Transitioning to autonomous vehicles will take many years
Autonomous vehicles are “probably the biggest change in transportation infrastructure in a century,” Aurora’s Urmson said, and the trucking industry, which is experiencing a shortage of drivers, is essential to the U.S. economy. While he acknowledged that autonomous trucking will replace human drivers, this won’t happen for another several decades. And right now, Aurora trucks primarily drive between distribution centers, which Urmson said are the “less desirable of the truck driving jobs.”
Khosrowshahi echoed this timeline, adding that a hybrid approach of human and autonomous drivers is the current path forward, especially as AV manufacturing scales. This hybrid experience exists on the rideshare app already. Uber lets passengers choose the type of ride they’re more comfortable with, employing human drivers while making AVs more accessible simultaneously.
Ten to 15 years from now, AVs will also be a cheaper form of transportation, Khosrowshahi predicted. “Eventually AVs will win,” he said. “I think it’ll be 20, 30 years from now, but incrementally you’re going to see AVs increase, and they will become more and more part of our everyday lives.”

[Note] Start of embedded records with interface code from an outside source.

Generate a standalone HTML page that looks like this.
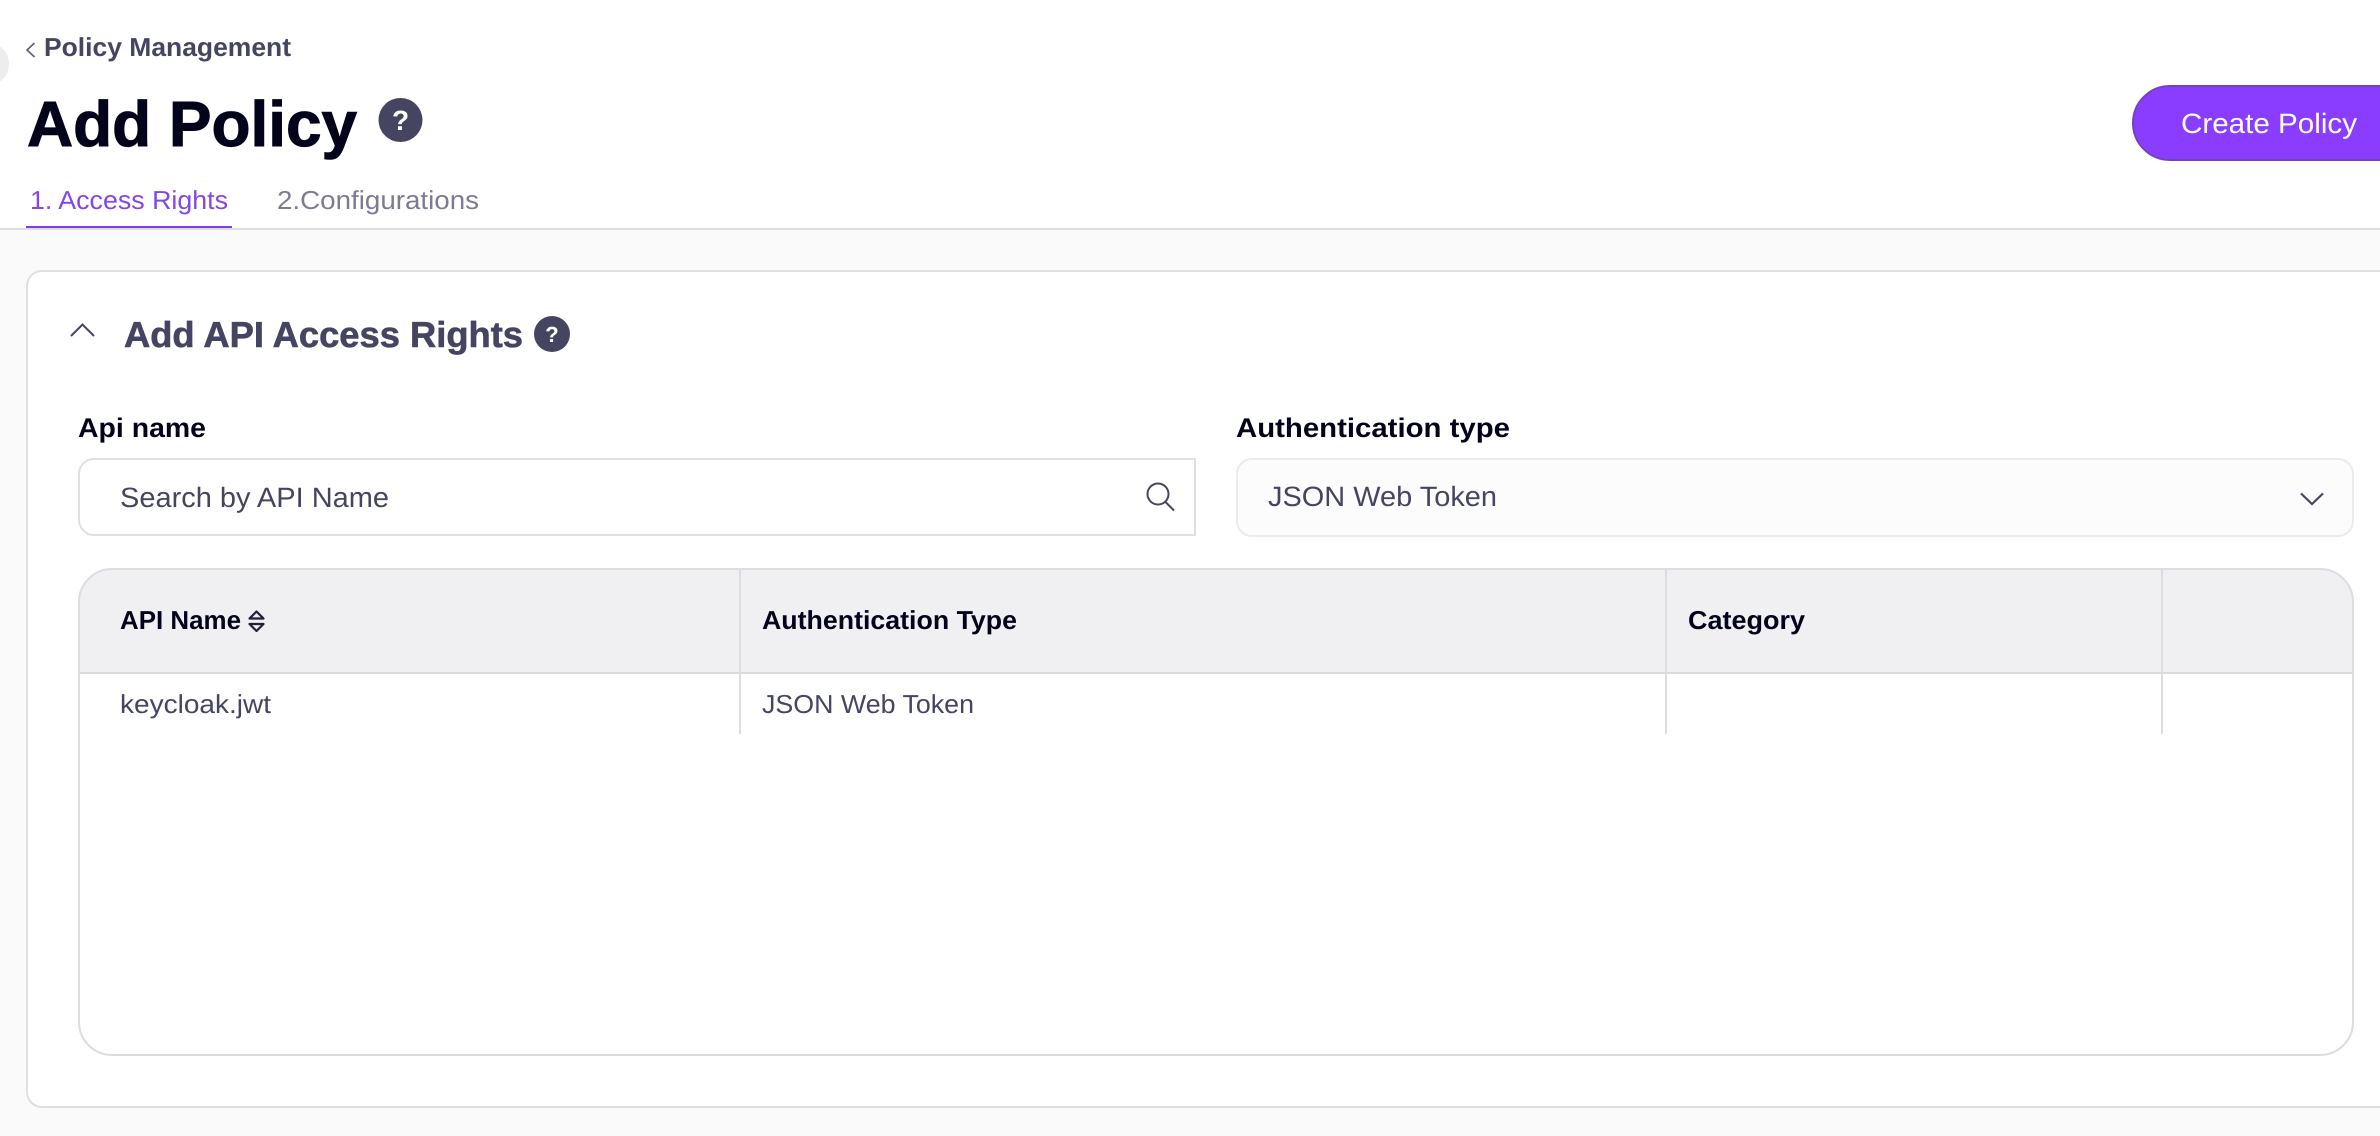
<!DOCTYPE html>
<html lang="en">
<head>
<meta charset="utf-8">
<title>Add Policy</title>
<style>
html,body{margin:0;padding:0;background:#fafafb;width:2380px;height:1136px;overflow:hidden}
svg{display:block}
text{font-family:"Liberation Sans",Arial,sans-serif;text-rendering:geometricPrecision}
</style>
</head>
<body>
<svg xmlns="http://www.w3.org/2000/svg" width="2380" height="1136" viewBox="0 0 2380 1136">
  <rect width="2380" height="1136" fill="#fafafb"/>
  <rect width="2380" height="229" fill="#ffffff"/>
  <rect x="0" y="228" width="2380" height="2" fill="#dcdce1"/>
  <circle cx="-13" cy="64" r="22" fill="#ededf0"/>

  <path d="M34.5 43 L27 50 L34.5 57" fill="none" stroke="#5a5a74" stroke-width="1.6"/>
  <text x="44" y="56" font-size="26" font-weight="700" fill="#454562" textLength="247" lengthAdjust="spacingAndGlyphs">Policy Management</text>

  <text x="27" y="146" font-size="64" font-weight="700" fill="#03031c" stroke="#03031c" stroke-width="1" textLength="330" lengthAdjust="spacingAndGlyphs">Add Policy</text>
  <circle cx="400.5" cy="120" r="22" fill="#454562"/>
  <text x="400.5" y="130" font-size="28" font-weight="700" fill="#ffffff" text-anchor="middle">?</text>

  <rect x="2133" y="86" width="300" height="74" rx="37" fill="#8b3dff" stroke="#7440c4" stroke-width="2"/>
  <text x="2181" y="133" font-size="28" fill="#ffffff" textLength="176" lengthAdjust="spacingAndGlyphs">Create Policy</text>

  <text x="30" y="209" font-size="26" fill="#8347e6" textLength="198" lengthAdjust="spacingAndGlyphs">1. Access Rights</text>
  <text x="277" y="209" font-size="26" fill="#7d7a92" textLength="202" lengthAdjust="spacingAndGlyphs">2.Configurations</text>
  <rect x="26" y="226" width="206" height="2" fill="#7c3ee0"/>

  <rect x="27" y="271" width="2500" height="836" rx="15" fill="#ffffff" stroke="#dfdfe4" stroke-width="2"/>
  <path d="M71 336 L82.5 324.5 L94 336" fill="none" stroke="#454562" stroke-width="2"/>
  <text x="124" y="347" font-size="36" font-weight="700" fill="#454562" stroke="#454562" stroke-width="0.6" textLength="399" lengthAdjust="spacingAndGlyphs">Add API Access Rights</text>
  <circle cx="552" cy="334" r="18" fill="#454562"/>
  <text x="552" y="342" font-size="22" font-weight="700" fill="#ffffff" text-anchor="middle">?</text>

  <text x="78" y="437" font-size="27" font-weight="700" fill="#03031c" textLength="128" lengthAdjust="spacingAndGlyphs">Api name</text>
  <path d="M1195 459 H94 A15 15 0 0 0 79 474 V520 A15 15 0 0 0 94 535 H1195 Z" fill="#ffffff" stroke="#e0e0e4" stroke-width="2"/>
  <text x="120" y="507" font-size="28" fill="#454562" textLength="269" lengthAdjust="spacingAndGlyphs">Search by API Name</text>
  <circle cx="1158" cy="494" r="10.5" fill="none" stroke="#454562" stroke-width="2"/>
  <path d="M1165.5 502 L1174 510.5" fill="none" stroke="#454562" stroke-width="2"/>

  <text x="1236" y="437" font-size="27" font-weight="700" fill="#03031c" textLength="274" lengthAdjust="spacingAndGlyphs">Authentication type</text>
  <rect x="1237" y="459" width="1116" height="77" rx="15" fill="#fcfcfd" stroke="#ebebee" stroke-width="2"/>
  <text x="1268" y="506" font-size="28" fill="#454562" textLength="229" lengthAdjust="spacingAndGlyphs">JSON Web Token</text>
  <path d="M2301 493.5 L2312 504 L2323 493.5" fill="none" stroke="#454562" stroke-width="2.2"/>

  <rect x="79" y="569" width="2274" height="486" rx="33" fill="#ffffff"/>
  <path d="M79 673 V602 A33 33 0 0 1 112 569 H2320 A33 33 0 0 1 2353 602 V673 Z" fill="#f0f0f3"/>
  <rect x="79" y="569" width="2274" height="486" rx="33" fill="none" stroke="#dcdce1" stroke-width="2"/>
  <rect x="79" y="672" width="2274" height="2" fill="#dcdce1"/>
  <rect x="739" y="570" width="2" height="164" fill="#dcdce1"/>
  <rect x="1665" y="570" width="2" height="164" fill="#dcdce1"/>
  <rect x="2161" y="570" width="2" height="164" fill="#dcdce1"/>

  <text x="120" y="629" font-size="26" font-weight="700" fill="#03031c" textLength="121" lengthAdjust="spacingAndGlyphs">API Name</text>
  <path d="M249.5 618.5 L256.5 611.5 L263.5 618.5 Z" fill="#efeff2" stroke="#1f1f38" stroke-width="2.2" stroke-linejoin="round"/>
  <path d="M249.5 624 H263.5 L256.5 631 Z" fill="#efeff2" stroke="#1f1f38" stroke-width="2.2" stroke-linejoin="round"/>
  <text x="762" y="629" font-size="26" font-weight="700" fill="#03031c" textLength="255" lengthAdjust="spacingAndGlyphs">Authentication Type</text>
  <text x="1688" y="629" font-size="26" font-weight="700" fill="#03031c" textLength="117" lengthAdjust="spacingAndGlyphs">Category</text>

  <text x="120" y="713" font-size="26" fill="#454562" textLength="151" lengthAdjust="spacingAndGlyphs">keycloak.jwt</text>
  <text x="762" y="713" font-size="26" fill="#454562" textLength="212" lengthAdjust="spacingAndGlyphs">JSON Web Token</text>
</svg>
</body>
</html>
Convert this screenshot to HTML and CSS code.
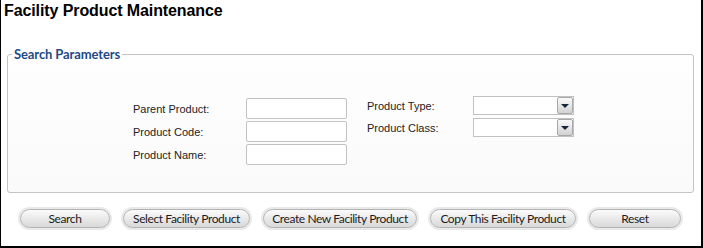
FILE: index.html
```html
<!DOCTYPE html>
<html>
<head>
<meta charset="utf-8">
<title>Facility Product Maintenance</title>
<link rel="stylesheet" href="styles.css">
</head>
<body>
<div class="page">
  <h1 class="title">Facility Product Maintenance</h1>
  <fieldset class="params">
    <legend class="params-legend">Search Parameters</legend>
    <div class="params-body">
      <div class="group group-left">
        <label class="lbl">Parent Product:</label>
        <span class="txt"></span>
        <label class="lbl">Product Code:</label>
        <span class="txt"></span>
        <label class="lbl">Product Name:</label>
        <span class="txt"></span>
      </div>
      <div class="group group-right">
        <label class="lbl">Product Type:</label>
        <span class="sel"><span class="sel-btn"><span class="tri"></span></span></span>
        <label class="lbl">Product Class:</label>
        <span class="sel"><span class="sel-btn"><span class="tri"></span></span></span>
      </div>
    </div>
  </fieldset>
  <div class="actions">
    <button class="btn btn-search">Search</button>
    <button class="btn btn-select">Select Facility Product</button>
    <button class="btn btn-create">Create New Facility Product</button>
    <button class="btn btn-copy">Copy This Facility Product</button>
    <button class="btn btn-reset">Reset</button>
  </div>
</div>
</body>
</html>
```
FILE: styles.css
```css
* { box-sizing: border-box; }
html, body { margin: 0; padding: 0; background: #fff; }
.page {
  width: 703px;
  height: 248px;
  border-left: 1px solid #000;
  border-right: 2px solid #000;
  border-bottom: 2px solid #000;
  font-family: "Liberation Sans", Arial, sans-serif;
  overflow: hidden;
}
.title {
  margin: 0;
  padding: 1px 0 0 3px;
  font-size: 16px;
  line-height: 19px;
  font-weight: bold;
  color: #000;
  letter-spacing: -0.1px;
}
.params {
  margin: 27px 7px 0 6px;
  padding: 0;
  border: 1px solid #c4c4c4;
  border-radius: 3px;
  background: linear-gradient(#fefefe, #fafafa);
  min-inline-size: 0;
}
.params-legend {
  margin-left: 4px;
  padding: 0 2px;
  font-family: Lato, "Liberation Sans", sans-serif;
  font-weight: bold;
  font-size: 13px;
  line-height: 14px;
  color: #1f4b85;
  letter-spacing: -0.1px;
}
.params-body {
  display: flex;
  align-items: flex-start;
  padding: 35px 0 27px 125px;
}
.group {
  display: grid;
  align-items: center;
}
.group-left {
  grid-template-columns: 113px 101px;
  grid-auto-rows: 21px;
  row-gap: 2px;
  margin-top: 2px;
}
.group-right {
  margin-left: 20px;
  grid-template-columns: 106px 101px;
  grid-auto-rows: 19px;
  row-gap: 3px;
}
.lbl {
  font-size: 11px;
  color: #222;
  white-space: nowrap;
}
.txt {
  display: block;
  height: 21px;
  border: 1px solid #c2c2c2;
  border-radius: 2px;
  background: #fff;
}
.sel {
  display: flex;
  justify-content: flex-end;
  height: 19px;
  border: 1px solid #c2c2c2;
  background: #fff;
}
.sel-btn {
  display: flex;
  align-items: center;
  justify-content: center;
  width: 16px;
  height: 17px;
  border: 1px solid #a8a8a8;
  border-radius: 2px;
  background: linear-gradient(#fafafa, #d2d2d2);
}
.tri {
  width: 0;
  height: 0;
  border-left: 4px solid transparent;
  border-right: 4px solid transparent;
  border-top: 4px solid #15253a;
}
.actions {
  display: flex;
  gap: 13px;
  margin: 16px 0 0 19px;
}
.btn {
  height: 19px;
  padding: 0;
  border: 1px solid #b3b3b3;
  border-radius: 10px;
  background: linear-gradient(#fbfbfb, #e6e6e6 60%, #d9d9d9);
  box-shadow: 0 0 0 2px #e9e9e9;
  font-family: Lato, "Liberation Sans", sans-serif;
  font-size: 12px;
  line-height: 17px;
  letter-spacing: -0.4px;
  color: #1c1c1c;
  text-align: center;
  white-space: nowrap;
}
.btn-search { width: 90px; }
.btn-select { width: 127px; }
.btn-create { width: 154px; }
.btn-copy { width: 146px; }
.btn-reset { width: 92px; }
```
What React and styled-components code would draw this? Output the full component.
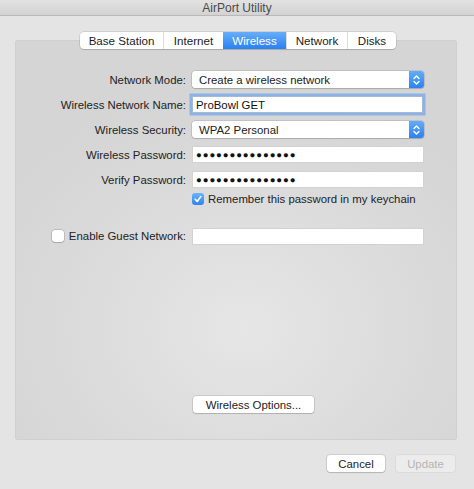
import React from 'react';
import styled, { createGlobalStyle } from 'styled-components';

const GlobalStyle = createGlobalStyle`
  html, body {
    margin: 0;
    padding: 0;
  }
  body {
    font-family: "Liberation Sans", Arial, sans-serif;
    font-size: 11.4px;
    color: #262626;
    background: #e3e3e3;
  }
`;

const Window = styled.div`
  width: 474px;
  height: 489px;
  display: flex;
  flex-direction: column;
  background: #e4e4e4;
  overflow: hidden;
`;

const TitleBar = styled.div`
  height: 15px;
  flex: none;
  background: linear-gradient(#e2e2e2, #d3d3d3);
  border-bottom: 1px solid #b9b9b9;
  display: flex;
  align-items: center;
  justify-content: center;
  font-size: 12px;
  color: #4a4a4a;
  line-height: 14px;
`;

const Body = styled.div`
  flex: 1;
  display: flex;
  flex-direction: column;
  padding: 16px 17px 0 15px;
`;

const TabBar = styled.div`
  align-self: flex-start;
  margin-left: 65px;
  margin-bottom: -9px;
  position: relative;
  z-index: 1;
  display: flex;
  height: 17px;
  background: #fff;
  border-radius: 4px;
  box-shadow: 0 0 0 0.5px rgba(0, 0, 0, 0.18), 0 1px 1px rgba(0, 0, 0, 0.12);
`;

const Tab = styled.div`
  width: ${p => p.$w}px;
  display: flex;
  align-items: center;
  justify-content: center;
  font-size: 11.6px;
  color: ${p => (p.$active ? '#fff' : '#1c1c1c')};
  background: ${p => (p.$active ? 'linear-gradient(#66aefa, #2b80f2)' : 'transparent')};
  border-left: ${p => (p.$first || p.$active ? 'none' : '1px solid #dcdcdc')};
  &:first-child { border-radius: 4px 0 0 4px; }
  &:last-child { border-radius: 0 4px 4px 0; }
`;

const Panel = styled.div`
  height: 400px;
  box-sizing: border-box;
  background: radial-gradient(ellipse 280px 240px at 52% 72%, #e6e6e6 0%, #dadada 65%, #d5d5d5 100%);
  border: 1px solid #d0d0d0;
  border-radius: 2px;
  display: flex;
  flex-direction: column;
  padding-top: 26px;
`;

// five 25px field rows, the keychain checkbox, a gap, then the guest row
const Form = styled.div`
  display: grid;
  grid-template-columns: 170px 232px;
  grid-template-rows: repeat(5, 25px) 14px 18px 24px;
  column-gap: 6px;
  align-items: center;
`;

const Label = styled.div`
  display: flex;
  align-items: center;
  justify-content: flex-end;
  gap: 5px;
  color: #222;
  white-space: nowrap;
`;

const Popup = styled.div`
  height: 17px;
  display: flex;
  align-items: center;
  background: #fff;
  border-radius: 3px;
  box-shadow: 0 0 0 0.5px rgba(0, 0, 0, 0.2), 0 1px 1px rgba(0, 0, 0, 0.12);
  padding-left: 7px;
  color: #222;
`;

const PopupText = styled.span`
  flex: 1;
`;

const Stepper = styled.div`
  width: 15px;
  height: 17px;
  border-radius: 0 3px 3px 0;
  background: linear-gradient(#62acf9, #2d82f2);
  display: flex;
  align-items: center;
  justify-content: center;
`;

const Field = styled.div`
  height: 17px;
  box-sizing: border-box;
  background: #fff;
  border: 1px solid ${p => (p.$focus ? '#a3b9d6' : '#d2d2d2')};
  box-shadow: ${p => (p.$focus ? '0 0 0 2.5px #8db3e6' : 'none')};
  display: flex;
  align-items: center;
  padding-left: 3px;
  color: #111;
  margin-right: ${p => (p.$focus ? 1 : 0)}px;
`;

const Dots = styled.span`
  font-size: 9.6px;
  letter-spacing: 0.9px;
  line-height: 12px;
  color: #111;
`;

const CheckRow = styled.div`
  grid-column: 2;
  display: flex;
  align-items: center;
  gap: 4px;
  color: #222;
  white-space: nowrap;
`;

const Box = styled.div`
  width: 12px;
  height: 12px;
  flex: none;
  box-sizing: border-box;
  border-radius: 3px;
  background: ${p => (p.$checked ? 'linear-gradient(#6cb3fa, #2f83f2)' : '#fff')};
  box-shadow: ${p => (p.$checked ? 'none' : '0 0 0 0.5px rgba(0,0,0,0.25), 0 1px 1px rgba(0,0,0,0.1)')};
  display: flex;
  align-items: center;
  justify-content: center;
`;

const Gap = styled.div`
  grid-column: 1 / -1;
`;

const Spacer = styled.div`
  flex: 1;
`;

const OptionsRow = styled.div`
  display: grid;
  grid-template-columns: 170px auto;
  column-gap: 7px;
  margin-bottom: 26px;
`;

const Button = styled.div`
  grid-column: ${p => p.$col || 'auto'};
  justify-self: start;
  height: 17px;
  width: ${p => p.$w}px;
  box-sizing: border-box;
  display: flex;
  align-items: center;
  justify-content: center;
  background: ${p => (p.$disabled ? '#ececec' : '#fff')};
  color: ${p => (p.$disabled ? '#b4b4b4' : '#222')};
  border-radius: 3px;
  box-shadow: ${p => (p.$disabled
    ? '0 0 0 0.5px rgba(0,0,0,0.08)'
    : '0 0 0 0.5px rgba(0,0,0,0.2), 0 1px 1px rgba(0,0,0,0.12)')};
`;

const Footer = styled.div`
  display: flex;
  justify-content: flex-end;
  gap: 11px;
  padding: 15px 2px 0 0;
`;

const Chevrons = () => (
  <svg width="9" height="12" viewBox="0 0 9 12">
    <path d="M2 4.5 L4.5 2 L7 4.5 M2 7.5 L4.5 10 L7 7.5" fill="none" stroke="#fff" strokeWidth="1.4" strokeLinecap="round" strokeLinejoin="round" />
  </svg>
);

const Check = () => (
  <svg width="10" height="10" viewBox="0 0 10 10">
    <path d="M2.2 5.2 L4.2 7.4 L7.8 2.6" fill="none" stroke="#fff" strokeWidth="1.6" strokeLinecap="round" strokeLinejoin="round" />
  </svg>
);

const tabs = [
  { name: 'Base Station', w: 83 },
  { name: 'Internet', w: 59 },
  { name: 'Wireless', w: 63, active: true },
  { name: 'Network', w: 60 },
  { name: 'Disks', w: 48 },
];

const App = () => {
  const dots = '●'.repeat(15);
  return (
    <>
      <GlobalStyle />
      <Window>
        <TitleBar>AirPort Utility</TitleBar>
        <Body>
          <TabBar>
            {tabs.map((t, i) => (
              <Tab key={t.name} $w={t.w} $active={t.active} $first={i === 0}>{t.name}</Tab>
            ))}
          </TabBar>
          <Panel>
            <Form>
              <Label>Network Mode:</Label>
              <Popup>
                <PopupText>Create a wireless network</PopupText>
                <Stepper><Chevrons /></Stepper>
              </Popup>

              <Label>Wireless Network Name:</Label>
              <Field $focus>ProBowl GET</Field>

              <Label>Wireless Security:</Label>
              <Popup>
                <PopupText>WPA2 Personal</PopupText>
                <Stepper><Chevrons /></Stepper>
              </Popup>

              <Label>Wireless Password:</Label>
              <Field><Dots>{dots}</Dots></Field>

              <Label>Verify Password:</Label>
              <Field><Dots>{dots}</Dots></Field>

              <CheckRow>
                <Box $checked><Check /></Box>
                Remember this password in my keychain
              </CheckRow>

              <Gap />

              <Label>
                <Box />
                Enable Guest Network:
              </Label>
              <Field />
            </Form>
            <Spacer />
            <OptionsRow>
              <Button $col={2} $w={121}>Wireless Options...</Button>
            </OptionsRow>
          </Panel>
          <Footer>
            <Button $w={58}>Cancel</Button>
            <Button $w={59} $disabled>Update</Button>
          </Footer>
        </Body>
      </Window>
    </>
  );
};

export default App;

Navigating AV policies and regulations
Autonomous semi-trucks currently operate within existing trucking regulations, yet labor unions like the Teamsters are advocating for specific AV policies, such as a national regulatory standard that would require a person inside all autonomous commercial vehicles. Despite union pushback, recent regulatory efforts seem poised to pave the way for more autonomous trucking. California regulators have proposed revised rules that would lift the state’s ban on self-driving trucks and allow them to eventually operate on public highways. There’s also proposed federal legislation—such as Rep. Vince Fong’s, R-Calif., AMERICA DRIVES Act—to help scale autonomous trucking.
Universities can also help advance the “broader societal agenda of the public good” that can come from self-driving technology, Ehsani said. Drawing from aviation standards, universities can help stand up a system through which companies share crash data to help the AV industry improve safety.